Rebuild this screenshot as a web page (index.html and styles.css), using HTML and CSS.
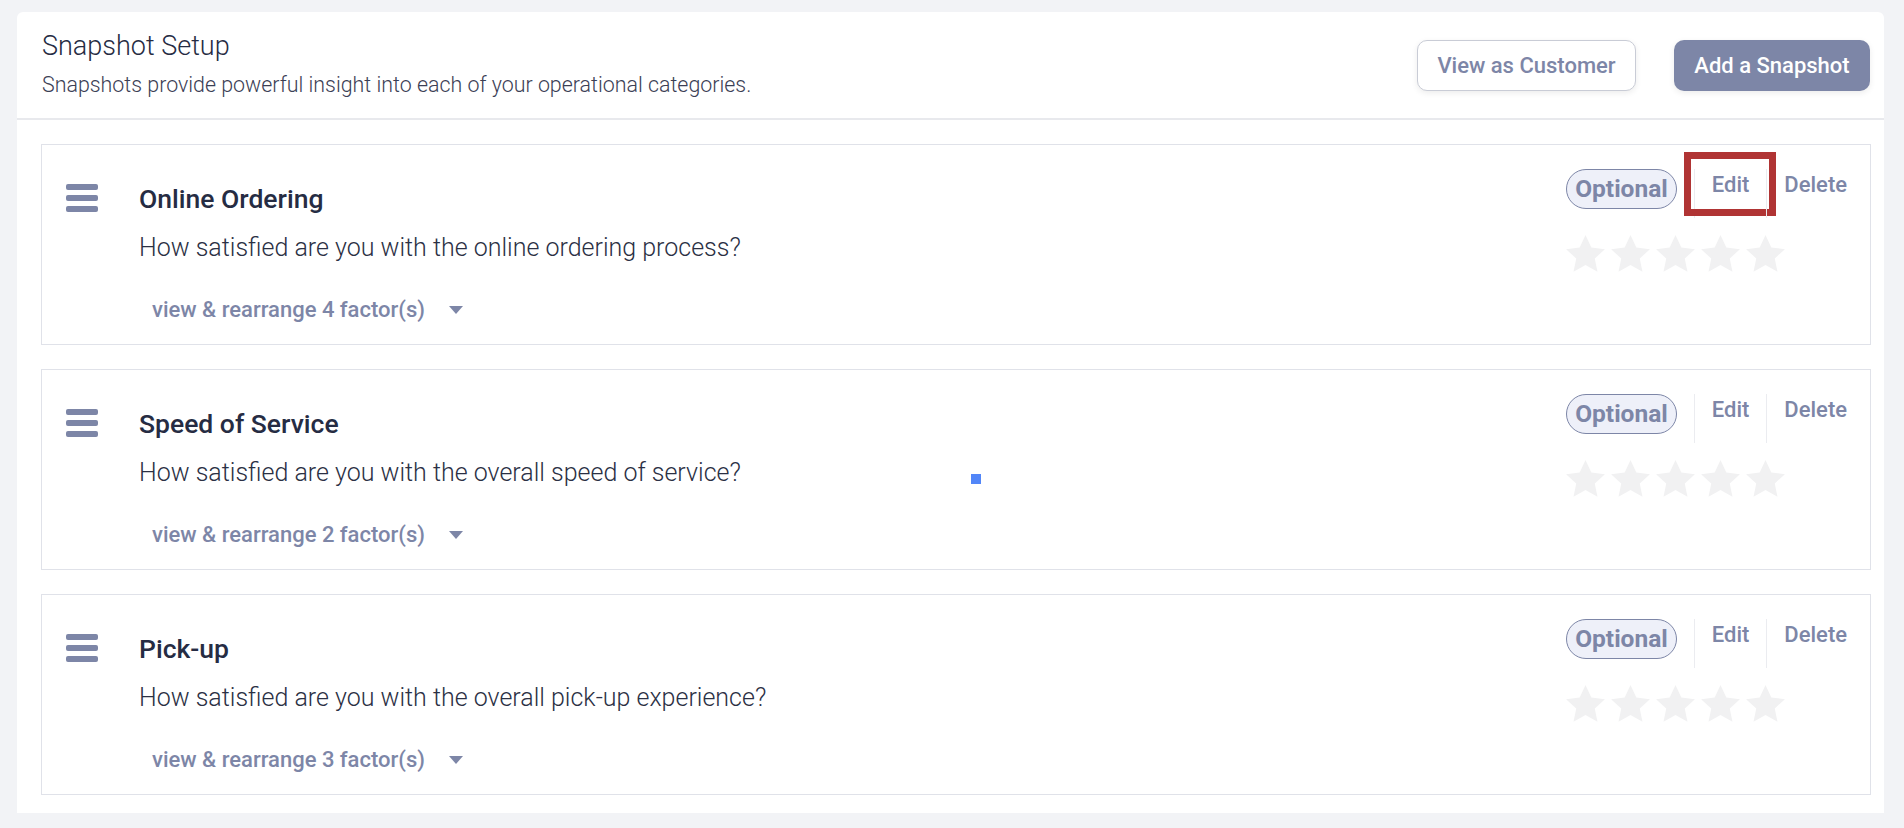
FILE: index.html
```html
<!DOCTYPE html>
<html lang="en">
<head>
  <meta charset="UTF-8">
  <meta name="viewport" content="width=device-width, initial-scale=1.0">
  <title>Snapshot Setup</title>
  <link rel="stylesheet" href="styles.css">
</head>
<body>
  <div class="panel">
    <header class="panel-head">
      <div>
        <h1>Snapshot Setup</h1>
        <p class="subtitle">Snapshots provide powerful insight into each of your operational categories.</p>
      </div>
      <div class="head-actions">
        <button class="btn btn-outline">View as Customer</button>
        <button class="btn btn-solid">Add a Snapshot</button>
      </div>
    </header>

    <ul class="snapshots">
      <li class="snapshot">
        <div class="handle"><span></span><span></span><span></span></div>
        <div class="info">
          <h2>Online Ordering</h2>
          <p class="question">How satisfied are you with the online ordering process?</p>
          <button class="factors">view &amp; rearrange 4 factor(s) <span class="caret"></span></button>
        </div>
        <div class="side">
          <div class="actions">
            <span class="pill">Optional</span>
            <a class="action marked">Edit</a>
            <a class="action">Delete</a>
          </div>
          <div class="stars">
            <svg viewBox="1.3 1.5 21.4 20.4"><path d="M12 1.5l3.2 6.9 7.5.9-5.6 5.1 1.5 7.4L12 18l-6.6 3.8 1.5-7.4L1.3 9.3l7.5-.9z"/></svg>
            <svg viewBox="1.3 1.5 21.4 20.4"><path d="M12 1.5l3.2 6.9 7.5.9-5.6 5.1 1.5 7.4L12 18l-6.6 3.8 1.5-7.4L1.3 9.3l7.5-.9z"/></svg>
            <svg viewBox="1.3 1.5 21.4 20.4"><path d="M12 1.5l3.2 6.9 7.5.9-5.6 5.1 1.5 7.4L12 18l-6.6 3.8 1.5-7.4L1.3 9.3l7.5-.9z"/></svg>
            <svg viewBox="1.3 1.5 21.4 20.4"><path d="M12 1.5l3.2 6.9 7.5.9-5.6 5.1 1.5 7.4L12 18l-6.6 3.8 1.5-7.4L1.3 9.3l7.5-.9z"/></svg>
            <svg viewBox="1.3 1.5 21.4 20.4"><path d="M12 1.5l3.2 6.9 7.5.9-5.6 5.1 1.5 7.4L12 18l-6.6 3.8 1.5-7.4L1.3 9.3l7.5-.9z"/></svg>
          </div>
        </div>
      </li>

      <li class="snapshot">
        <div class="handle"><span></span><span></span><span></span></div>
        <div class="info">
          <h2>Speed of Service</h2>
          <p class="question">How satisfied are you with the overall speed of service?</p>
          <button class="factors">view &amp; rearrange 2 factor(s) <span class="caret"></span></button>
        </div>
        <div class="side">
          <div class="actions">
            <span class="pill">Optional</span>
            <a class="action">Edit</a>
            <a class="action">Delete</a>
          </div>
          <div class="stars">
            <svg viewBox="1.3 1.5 21.4 20.4"><path d="M12 1.5l3.2 6.9 7.5.9-5.6 5.1 1.5 7.4L12 18l-6.6 3.8 1.5-7.4L1.3 9.3l7.5-.9z"/></svg>
            <svg viewBox="1.3 1.5 21.4 20.4"><path d="M12 1.5l3.2 6.9 7.5.9-5.6 5.1 1.5 7.4L12 18l-6.6 3.8 1.5-7.4L1.3 9.3l7.5-.9z"/></svg>
            <svg viewBox="1.3 1.5 21.4 20.4"><path d="M12 1.5l3.2 6.9 7.5.9-5.6 5.1 1.5 7.4L12 18l-6.6 3.8 1.5-7.4L1.3 9.3l7.5-.9z"/></svg>
            <svg viewBox="1.3 1.5 21.4 20.4"><path d="M12 1.5l3.2 6.9 7.5.9-5.6 5.1 1.5 7.4L12 18l-6.6 3.8 1.5-7.4L1.3 9.3l7.5-.9z"/></svg>
            <svg viewBox="1.3 1.5 21.4 20.4"><path d="M12 1.5l3.2 6.9 7.5.9-5.6 5.1 1.5 7.4L12 18l-6.6 3.8 1.5-7.4L1.3 9.3l7.5-.9z"/></svg>
          </div>
        </div>
        <span class="cursor-dot"></span>
      </li>

      <li class="snapshot">
        <div class="handle"><span></span><span></span><span></span></div>
        <div class="info">
          <h2>Pick-up</h2>
          <p class="question">How satisfied are you with the overall pick-up experience?</p>
          <button class="factors">view &amp; rearrange 3 factor(s) <span class="caret"></span></button>
        </div>
        <div class="side">
          <div class="actions">
            <span class="pill">Optional</span>
            <a class="action">Edit</a>
            <a class="action">Delete</a>
          </div>
          <div class="stars">
            <svg viewBox="1.3 1.5 21.4 20.4"><path d="M12 1.5l3.2 6.9 7.5.9-5.6 5.1 1.5 7.4L12 18l-6.6 3.8 1.5-7.4L1.3 9.3l7.5-.9z"/></svg>
            <svg viewBox="1.3 1.5 21.4 20.4"><path d="M12 1.5l3.2 6.9 7.5.9-5.6 5.1 1.5 7.4L12 18l-6.6 3.8 1.5-7.4L1.3 9.3l7.5-.9z"/></svg>
            <svg viewBox="1.3 1.5 21.4 20.4"><path d="M12 1.5l3.2 6.9 7.5.9-5.6 5.1 1.5 7.4L12 18l-6.6 3.8 1.5-7.4L1.3 9.3l7.5-.9z"/></svg>
            <svg viewBox="1.3 1.5 21.4 20.4"><path d="M12 1.5l3.2 6.9 7.5.9-5.6 5.1 1.5 7.4L12 18l-6.6 3.8 1.5-7.4L1.3 9.3l7.5-.9z"/></svg>
            <svg viewBox="1.3 1.5 21.4 20.4"><path d="M12 1.5l3.2 6.9 7.5.9-5.6 5.1 1.5 7.4L12 18l-6.6 3.8 1.5-7.4L1.3 9.3l7.5-.9z"/></svg>
          </div>
        </div>
      </li>
    </ul>
  </div>
</body>
</html>
```

FILE: styles.css
```css
body {
  margin: 0;
  padding: 12px 20px 0 17px;
  font-family: Roboto, "Liberation Sans", sans-serif;
  background-color: #f2f3f6;
  color: #262c43;
}

.panel {
  background-color: #fff;
  border-radius: 6px 6px 0 0;
  padding: 0 13px 0 24px;
  height: 801px;
  box-sizing: border-box;
}

.panel-head {
  display: flex;
  justify-content: space-between;
  align-items: center;
  margin: 0 -13px 0 -24px;
  padding: 18px 14px 21px 25px;
  border-bottom: 2px solid #e8e9ed;
}

.panel-head h1 {
  margin: 0;
  font-size: 27px;
  font-weight: 300;
  line-height: 32px;
}

.subtitle {
  margin: 10px 0 0;
  font-size: 21.4px;
  font-weight: 300;
  line-height: 25px;
  color: #3b4055;
}

.head-actions {
  display: flex;
  gap: 38px;
  margin-top: 3px;
}

.btn {
  height: 51px;
  padding: 0;
  border-radius: 10px;
  font-family: inherit;
  font-size: 22px;
  font-weight: 500;
  box-shadow: 0 2px 6px rgba(0, 0, 0, 0.08);
}

.btn-outline {
  width: 219px;
  background-color: #fff;
  border: 1.5px solid #c9ccd6;
  color: #7d86a7;
}

.btn-solid {
  width: 196px;
  background-color: #7d86a7;
  border: none;
  color: #fff;
}

.snapshots {
  list-style: none;
  margin: 0;
  padding: 24px 0 0;
}

.snapshot {
  position: relative;
  display: flex;
  height: 201px;
  box-sizing: border-box;
  margin-bottom: 24px;
  padding: 24px 23px 0 24px;
  border: 1.5px solid #e0e2e9;
}

.handle {
  display: flex;
  flex-direction: column;
  gap: 5px;
  width: 32px;
  margin-top: 15px;
}

.handle span {
  height: 6px;
  border-radius: 2px;
  background-color: #7d86a7;
}

.info {
  flex: 1;
  margin-left: 41px;
  padding-top: 17px;
}

.info h2 {
  margin: 0;
  font-size: 26.5px;
  font-weight: 500;
  line-height: 26px;
}

.question {
  margin: 23px 0 0;
  font-size: 25px;
  font-weight: 300;
  line-height: 26px;
  color: #2b3044;
}

.factors {
  display: flex;
  align-items: center;
  gap: 24px;
  margin-top: 37px;
  padding: 0 0 0 13px;
  border: none;
  background: none;
  font-family: inherit;
  font-size: 22px;
  font-weight: 500;
  line-height: 24px;
  color: #7d86a7;
}

.caret {
  width: 0;
  height: 0;
  border-left: 7px solid transparent;
  border-right: 7px solid transparent;
  border-top: 8px solid #7d86a7;
}

.side {
  display: flex;
  flex-direction: column;
}

.actions {
  display: flex;
  align-items: flex-start;
}

.pill {
  margin-right: 17px;
  padding: 0 8px;
  height: 40px;
  box-sizing: border-box;
  border: 1.5px solid #7d86a7;
  border-radius: 20px;
  background-color: #eef0f9;
  font-size: 24.5px;
  font-weight: 700;
  line-height: 37px;
  color: #7d86a7;
}

.action {
  position: relative;
  height: 49px;
  padding: 2.5px 17px 0;
  box-sizing: border-box;
  border-left: 1.5px solid #ebecf0;
  font-size: 22px;
  font-weight: 500;
  line-height: 26px;
  color: #7d86a7;
}

.action:last-child {
  padding-right: 0;
}

.marked::after {
  content: "";
  position: absolute;
  top: -17px;
  left: -11px;
  right: -10px;
  bottom: 2px;
  border: 7px solid #b03434;
}

.stars {
  display: flex;
  gap: 6px;
  margin-top: 16.5px;
}

.stars svg {
  width: 39px;
  height: 37px;
  fill: #f1f1f2;
}

.cursor-dot {
  position: absolute;
  left: 929px;
  top: 104px;
  width: 10px;
  height: 10px;
  background-color: #5286f8;
}
```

■ Task description: Scan the listing above for the word "styles" and show each line where it is found.

■ Exercise output:
Rebuild this screenshot as a web page (index.html and styles.css), using HTML and CSS.
  <link rel="stylesheet" href="styles.css">
FILE: styles.css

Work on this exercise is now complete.